Eva Kusuma S di Jakarta, Rabu (01/08) TEMPO/Dasril Roszandi
TEMPO.CO, Kediri - Anggota Komisi III DPR-RI, Eva Kusuma Sundari, menuding maraknya aksi teror di Tanah Air akibat lemahnya kebijakan negara. Badan Intelijen Negara (BIN), Detasemen Khusus (Densus), Badan Nasional Penanggulangan Teroris (BNPT), dan Badan Intelijen Strategis (BAIS) dituding sibuk dengan proyek masing-masing mengenai penanganan teroris di Poso.
“Seluruh lembaga penanggulangan teroris bekerja sendiri-sendiri tanpa komunikasi yang baik dan tak jelas," kata politikus Partai Demokrasi Indonesia Perjuangan ini di Kediri, Selasa, 23 Juli 2013.
Dia mencontohkan, manuver BIN yang merekrut bekas anggota teroris tanpa berkoordinasi dengan Densus merupakan langkah negatif. Seharusnya, kata Eva, Densus mengetahui setiap langkah BIN dan sebaliknya. Kedua lembaga yang seharusnya saling mengisi dan memberi informasi ini justru terkesan bersaing demi egosentris lembaga.
Menurut Eva, baik BIN, Densus, BAIS, maupun BNPT memiliki proyek masing-masing dalam memerangi teroris. Mereka bahkan terlalu sibuk mengurusi kegiatan sendiri tanpa memiliki blue print yang jelas. "Output-nya juga tak terukur apakah kontraproduktif atau tidak," kata Eva. Situasi ini membuat penanganan teroris menjadi sulit. Bahkan pada akhirnya aksi teroris kian berbahaya dengan menyerang simbol-simbol negara, seperti polisi.

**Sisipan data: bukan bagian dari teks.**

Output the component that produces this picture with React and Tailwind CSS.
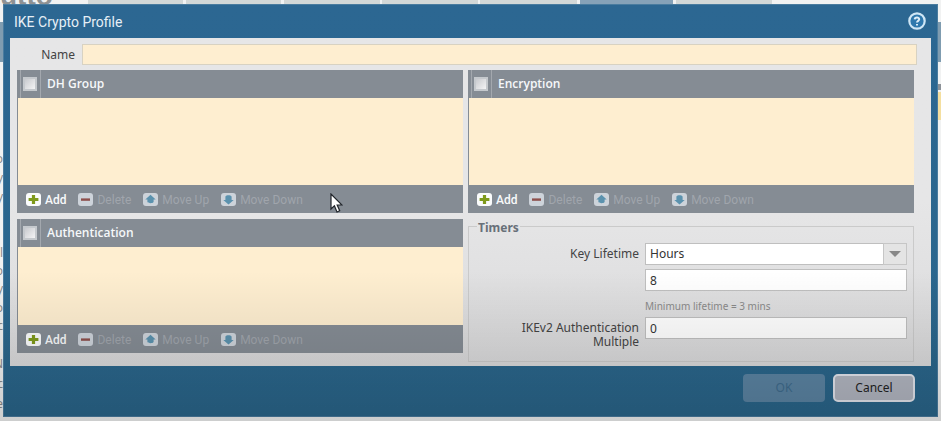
import { useId } from "react";

const ICONS = {
  add: <path d="M5.9 2h3.2v3h3.3v3H9.1v3H5.900V8H2.6V5h3.300z" fill="#7f9a1c" />,
  delete: <path d="M3 5.400h9v2.400H3z" fill="#8d4f4b" />,
  up: <path d="M7.5 1.8l5.2 4.6h-2.1v2.7c-1 1.600-5.200 1.600-6.200 0V6.400H2.300z" fill="#5b92ae" />,
  down: <path d="M7.5 11.6L2.3 7h2.1V3.600c1-1.800 5.200-1.800 6.200 0V7h2.100z" fill="#5b92ae" />,
};

function ToolButton({ icon, label, disabled }) {
  return (
    <button
      type="button"
      disabled={disabled}
      className={
        disabled
          ? "flex items-center gap-1 text-[#a0a5ac]"
          : "flex items-center gap-1 font-medium text-[#f8f9fa]"
      }
    >
      <svg width="15" height="13" viewBox="0 0 15 13" aria-hidden="true">
        <rect width="15" height="13" rx="3" fill={disabled ? "#cdd3da" : "#fbfcfc"} />
        {ICONS[icon]}
      </svg>
      {label}
    </button>
  );
}

function ListPanel({ title, listClass }) {
  const id = useId();
  return (
    <section className="bg-[#858c94]">
      <header className="flex h-7 items-stretch pl-[3px]">
        <span className="flex w-[21px] items-center border-x border-[#a3a8ae]">
          <input
            id={id}
            type="checkbox"
            className="ml-0.5 size-[14px] appearance-none border-2 border-[#c5c9cd] bg-gradient-to-br from-[#c8cace] to-[#f4f4f5]"
          />
        </span>
        <label
          htmlFor={id}
          className="flex items-center pl-1.5 font-['Open_Sans','Noto_Sans',sans-serif] font-semibold text-[#f6f8fa]"
        >
          {title}
        </label>
      </header>
      <div className={listClass} />
      <div className="flex h-7 items-center gap-3 pt-px pl-[9px] font-['Roboto',sans-serif]">
        <ToolButton icon="add" label="Add" />
        <ToolButton icon="delete" label="Delete" disabled />
        <ToolButton icon="up" label="Move Up" disabled />
        <ToolButton icon="down" label="Move Down" disabled />
      </div>
    </section>
  );
}

function Backdrop() {
  return (
    <div aria-hidden="true" className="absolute inset-0 overflow-hidden bg-[#f1f2f2]">
      <div className="flex h-[22px]">
        <div className="flex w-[88px] items-end overflow-hidden pb-3 font-['Liberation_Sans',sans-serif] text-[28px] font-bold leading-[28px] text-[#8f9294]">
          utto
        </div>
        <div className="w-[95px] bg-[#d3d8d7]" />
        <div className="ml-[3px] w-[95px] bg-[#d3d8d7]" />
        <div className="ml-[3px] w-[96px] bg-[#d3d8d7]" />
        <div className="ml-[2px] w-[96px] bg-[#d3d8d7]" />
        <div className="ml-[2px] w-[97px] bg-[#d3d8d7]" />
        <div className="ml-[3px] w-[93px] bg-[#86a2b8]" />
        <div className="ml-[3px] w-[96px] bg-[#d3d8d7]" />
      </div>
      <div className="h-[40px] bg-[#7f9cb0]" />
      <div className="ml-auto mt-[22px] h-[6px] w-1 bg-[#8d9298]" />
      <div className="ml-auto mt-[2px] h-[28px] w-1 bg-[#f4dfa0]" />
      <div className="flex w-[3px] flex-col items-end overflow-hidden pt-8 text-[#8a8a8a]">
        <span className="h-[19px]">o</span>
        <span className="h-[19px]">y</span>
        <span className="h-[56px]">y</span>
        <span className="h-[18px]">l</span>
        <span className="h-[18px]">o</span>
        <span className="h-[19px]">y</span>
        <span className="h-[18px]">o</span>
        <span className="h-[38px]">c</span>
        <span className="h-[20px]">N</span>
        <span className="h-[20px]">c</span>
        <span className="h-[20px]">e</span>
      </div>
    </div>
  );
}

const FIELD =
  "h-[22px] w-full min-w-0 border border-[#bfbfbf] bg-white px-1 text-[#333] outline-none";

export default function App() {
  return (
    <main className="relative min-h-screen px-[3px] pt-1 pb-1 font-['Noto_Sans',sans-serif] text-[12px] leading-[14px]">
      <Backdrop />
      <form
        className="relative border border-[#4a7c9f] bg-gradient-to-b from-[#2c6792] to-[#2a668b] px-1.5"
        onSubmit={(e) => e.preventDefault()}
      >
        <div className="flex h-[33px] items-center justify-between pr-[5px] pl-1">
          <h1 className="font-['Roboto',sans-serif] text-[14px] text-[#e6eff6]">IKE Crypto Profile</h1>
          <button type="button" aria-label="Help" className="mb-0.5 size-[18px]">
            <svg viewBox="0 0 18 18" width="18" height="18">
              <circle cx="9" cy="9" r="7.7" fill="#2f78ad" stroke="#cfe6f5" strokeWidth="2.2" />
              <path
                d="M6.700 7.300c.2-2.500 4.600-2.400 4.500 0-.1 1.500-2.100 1.600-2.200 3.200M9 11.900v1.700"
                fill="none"
                stroke="#dcecf7"
                strokeWidth="2"
              />
            </svg>
          </button>
        </div>

        <div className="bg-gradient-to-b from-[#e6e6e7] from-50% to-[#dadadb] pt-1.5 pr-[17px] pb-1 pl-[7px]">
          <div className="-mr-[3px] flex items-center">
            <label htmlFor="name" className="w-[65px] pr-[7px] text-right text-[#444]">
              Name
            </label>
            <input
              id="name"
              className="h-[21px] min-w-0 flex-1 border border-[#d8d2c2] bg-[#feeed0] px-1 outline-none"
            />
          </div>

          <div className="mt-[5px] grid grid-cols-2 gap-[5px]">
            <div className="flex flex-col gap-1.5">
              <ListPanel title="DH Group" listClass="ml-px h-[87px] bg-[#feeed0]" />
              <ListPanel title="Authentication" listClass="ml-px h-[78px] bg-[#feeed0]" />
            </div>
            <div className="flex flex-col gap-1">
              <ListPanel title="Encryption" listClass="ml-px h-[87px] bg-[#feeed0]" />
              <fieldset className="flex-1 border border-[#cacaca] pr-1.5 pb-3 pl-2">
                <legend className="px-px pt-1 font-bold text-[#687079]">Timers</legend>
                <div className="grid grid-cols-[162px_1fr] gap-x-1.5 pt-2 text-[#444]">
                  <label htmlFor="unit" className="pt-1 text-right">
                    Key Lifetime
                  </label>
                  <div className="relative">
                    <select id="unit" className={FIELD + " appearance-none"}>
                      <option>Hours</option>
                    </select>
                    <span className="pointer-events-none absolute inset-y-0 right-0 flex w-6 items-center justify-center border border-[#c6c6c6] bg-[#e4e4e4]">
                      <svg width="12" height="6" viewBox="0 0 12 6" aria-hidden="true">
                        <path d="M0 0h12L6 6z" fill="#888" />
                      </svg>
                    </span>
                  </div>
                  <input
                    aria-label="Key lifetime value"
                    defaultValue="8"
                    className={FIELD + " col-start-2 mt-1"}
                  />
                  <p className="col-start-2 mt-2 text-[10px] text-[#8a8a8a]">Minimum lifetime = 3 mins</p>
                  <label htmlFor="multiple" className="mt-1 pt-1 text-right">
                    IKEv2 Authentication Multiple
                  </label>
                  <input id="multiple" defaultValue="0" className={FIELD + " mt-1"} />
                </div>
              </fieldset>
            </div>
          </div>
        </div>

        <div className="flex h-[50px] items-start justify-end gap-2 pt-2 pr-4">
          <button type="button" disabled className="h-7 w-[82px] rounded bg-[#5b84a3] text-[#3f6c8e]">
            OK
          </button>
          <button
            type="button"
            className="h-7 w-[82px] rounded-[5px] border-2 border-[#e4e6ee] bg-[#b3b7c2] text-[#222]"
          >
            Cancel
          </button>
        </div>
      </form>
      <div className="pointer-events-none absolute inset-x-0 bottom-0 h-[150px] bg-gradient-to-b from-transparent to-black/15" />
      <svg
        className="pointer-events-none absolute top-[193px] left-[330px]"
        width="13"
        height="20"
        viewBox="0 0 13 20"
        aria-hidden="true"
      >
        <path d="M1 1v15l3.400-3.200L7 19l2.700-1.200L7.200 12H12z" fill="#fff" stroke="#20242a" strokeWidth="1.200" />
      </svg>
    </main>
  );
}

Selain lembaga keamanan negara, Eva juga mengecam Kementerian Komunikasi Informasi dalam mengawasi situs jejaring teroris. Menurut Eva, saat ini terdapat 30 situs radikalisme dan 15 di antaranya menggiring ke arah terorisme. Situs ini juga memuat modul perakitan bom yang bisa dipelajari siapa pun. "Menkominfo kerjanya apa?"